Também se faz importante na liderança mostrar que existe a expectativa de que as pessoas cresçam com a empresa, promovendo facilidades para ida a eventos, cursos de capacitação nacionais e internacionais… Procuramos manter esta linha, pois queremos que clientes e colaboradores sintam orgulho do esforço feito para realizar estas inovações.
O estudo deve ser uma habilidade contínua e nunca deve parar. Ele é que vai proporcionar a dinâmica das mudanças. Parar este ciclo é parar no tempo. E provavelmente terá problemas para evoluir. Saber gerenciar o ego também é superimportante. É preciso compartilhar o que se sabe e também ter a ciência do que não se sabe. O mais importante é que todos continuem a se desenvolver. E chega um momento em que as empresas vão sobrepujar os fundadores. Visualize em que etapa se encontra. E à medida que avança, vai entender que depende mais de outras pessoas e menos de você. E quando este instante chegar, ajude os que estão surgindo a desempenhar os papéis que lhe cabem, entendendo seus anseios e dificuldades.
Tenha preceitos claros do que quer e onde quer chegar. E seja sempre você. Sou supertransparente. Todo mundo sabe o que penso e tem acesso a mim. Ou seja, não sou um CEO que muda o que se está fazendo e faz todo mundo seguir. Quando você tem um problema, você não tem um funcionário, mas uma pessoa. E ela pode estar passando por algo em sua casa ou em outro âmbito pessoal. Então, se você não olha a pessoa, você não olha nada.
Seja uma boa pessoa.
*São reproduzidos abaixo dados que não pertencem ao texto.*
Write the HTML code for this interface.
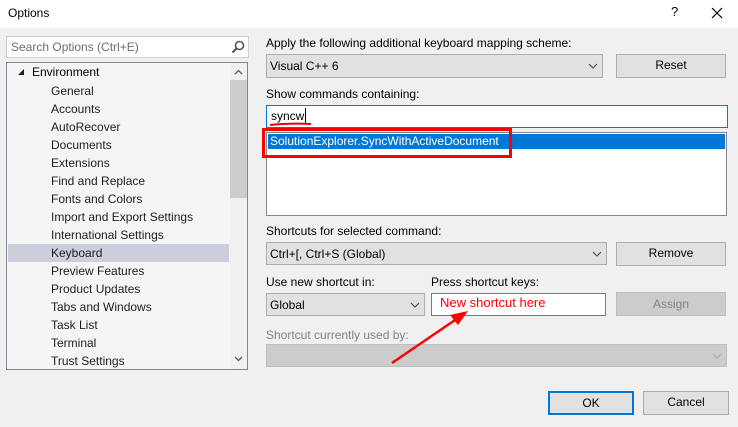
<!DOCTYPE html><html><head><style>
body{margin:0;width:738px;height:427px;background:#f0f0f0;font-family:"Liberation Sans",sans-serif;font-size:12px;color:#000;position:relative;overflow:hidden}
.a{position:absolute;box-sizing:border-box}
.t{position:absolute;white-space:nowrap}
.cb{background:#e1e1e1;border:1px solid #adadad}
.btn{background:#e1e1e1;border:1px solid #adadad;text-align:center;line-height:21px}
</style></head><body>
<div class="a" style="left:0;top:0;width:738px;height:28px;background:#fff"></div>
<div class="t" style="left:8px;top:6px;font-size:12px">Options</div>
<div class="t" style="left:671px;top:4px;font-size:13px">?</div>
<svg class="a" style="left:711px;top:7px" width="12" height="12"><path d="M1 1L11 11M11 1L1 11" stroke="#000" stroke-width="1.2"/></svg>

<div class="a" style="left:6px;top:36px;width:243px;height:22px;background:#fff;border:1px solid #ccced6"></div>
<div class="t" style="left:11px;top:40px;color:#6d6d6d">Search Options (Ctrl+E)</div>
<svg class="a" style="left:231px;top:40px" width="14" height="14"><circle cx="8.5" cy="5.5" r="4" fill="none" stroke="#555" stroke-width="1.6"/><path d="M6 8L1.5 12.5" stroke="#555" stroke-width="2.2"/></svg>

<div class="a" style="left:6px;top:62px;width:242px;height:308px;background:#f5f5f5;border:1px solid #828790"></div>
<div class="a" style="left:230px;top:63px;width:17px;height:306px;background:#f0f0f0"></div>
<div class="a" style="left:230px;top:80px;width:17px;height:118px;background:#cdcdcd"></div>
<svg class="a" style="left:234px;top:69px" width="9" height="6"><path d="M1 5L4.5 1.5L8 5" fill="none" stroke="#606060" stroke-width="1.3"/></svg>
<svg class="a" style="left:234px;top:356px" width="9" height="6"><path d="M1 1L4.5 4.5L8 1" fill="none" stroke="#606060" stroke-width="1.3"/></svg>
<div class="a" style="left:8px;top:244px;width:221px;height:18px;background:#cccedb"></div>
<svg class="a" style="left:17px;top:68px" width="8" height="8"><path d="M7 1V7H1Z" fill="#1e1e1e"/></svg>
<div class="t" style="left:32px;top:65px">Environment</div>
<div style="position:absolute;left:51px;top:82px;line-height:18px;color:#1e1e1e">General<br>Accounts<br>AutoRecover<br>Documents<br>Extensions<br>Find and Replace<br>Fonts and Colors<br>Import and Export Settings<br>International Settings<br>Keyboard<br>Preview Features<br>Product Updates<br>Tabs and Windows<br>Task List<br>Terminal<br>Trust Settings</div>

<div class="t" style="left:266px;top:36px">Apply the following additional keyboard mapping scheme:</div>
<div class="a cb" style="left:266px;top:54px;width:337px;height:24px"></div>
<div class="t" style="left:270px;top:59px">Visual C++ 6</div>
<svg class="a" style="left:588px;top:63px" width="10" height="6"><path d="M1 1L5 5L9 1" fill="none" stroke="#444"/></svg>
<div class="a btn" style="left:616px;top:54px;width:110px;height:24px">Reset</div>

<div class="t" style="left:266px;top:87px">Show commands containing:</div>
<div class="a" style="left:266px;top:105px;width:462px;height:23px;background:#fff;border:1px solid #0078d7"></div>
<div class="t" style="left:271px;top:109px">syncw</div>
<div class="a" style="left:305px;top:108px;width:1px;height:16px;background:#000"></div>
<svg class="a" style="left:268px;top:121px" width="46" height="6"><path d="M2 4Q20 2 43 3" stroke="#e00" stroke-width="2" fill="none"/></svg>
<div class="a" style="left:266px;top:132px;width:461px;height:84px;background:#fff;border:1px solid #828790"></div>
<div class="a" style="left:268px;top:134px;width:457px;height:15px;background:#0078d7"></div>
<div class="t" style="left:270px;top:134px;color:#fff">SolutionExplorer.SyncWithActiveDocument</div>
<div class="a" style="left:262px;top:128px;width:250px;height:30px;border:3px solid #f00"></div>

<div class="t" style="left:266px;top:224px">Shortcuts for selected command:</div>
<div class="a cb" style="left:266px;top:242px;width:341px;height:23px"></div>
<div class="t" style="left:270px;top:247px">Ctrl+[, Ctrl+S (Global)</div>
<svg class="a" style="left:592px;top:251px" width="10" height="6"><path d="M1 1L5 5L9 1" fill="none" stroke="#444"/></svg>
<div class="a btn" style="left:616px;top:242px;width:110px;height:24px">Remove</div>

<div class="t" style="left:266px;top:275px">Use new shortcut in:</div>
<div class="a cb" style="left:266px;top:293px;width:159px;height:23px"></div>
<div class="t" style="left:270px;top:298px">Global</div>
<svg class="a" style="left:410px;top:302px" width="10" height="6"><path d="M1 1L5 5L9 1" fill="none" stroke="#444"/></svg>
<div class="t" style="left:431px;top:275px">Press shortcut keys:</div>
<div class="a" style="left:431px;top:293px;width:175px;height:23px;background:#fff;border:1px solid #7a7a7a"></div>
<div class="t" style="left:440px;top:295px;color:#f00;font-size:13px">New shortcut here</div>
<div class="a" style="left:616px;top:292px;width:110px;height:24px;background:#ccc;border:1px solid #bfbfbf;text-align:center;line-height:22px;color:#838383">Assign</div>

<div class="t" style="left:266px;top:328px;color:#838383">Shortcut currently used by:</div>
<div class="a" style="left:266px;top:344px;width:461px;height:23px;background:#ccc;border:1px solid #bfbfbf"></div>
<svg class="a" style="left:712px;top:353px" width="10" height="6"><path d="M1 1L5 5L9 1" fill="none" stroke="#aaa"/></svg>
<svg class="a" style="left:380px;top:300px" width="100" height="70"><path d="M12 63L78 18" stroke="#f00" stroke-width="2.5"/><path d="M88 11L70 15L78 25Z" fill="#f00"/></svg>

<div class="a" style="left:548px;top:391px;width:86px;height:24px;background:#e1e1e1;border:2px solid #0078d7;text-align:center;line-height:20px">OK</div>
<div class="a btn" style="left:643px;top:391px;width:86px;height:24px">Cancel</div>
</body></html>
E tenha em mente que não vai chegar onde quer sem sacrifício. Por isso, foque no propósito, pois ele vai ser seu motivador para passar pelas dificuldades sem desistir. Estude, trabalhe muito e lembre-se que mais que o objetivo final, é a jornada que vale a pena. É onde você vive o dia a dia. Portanto, ela tem que ser satisfatória para você, tanto do ponto de vista profissional quanto espiritual. Entenda que progresso é inerente ao ser humano. Todo mundo o quer, mas este só chega se houver um propósito que você queira fazer. E se o caminho não for bom, tudo será muito sofrido.
A terra em balanço: ecologia e o espírito humano, de Al Gore. Editora Gaia, 2008.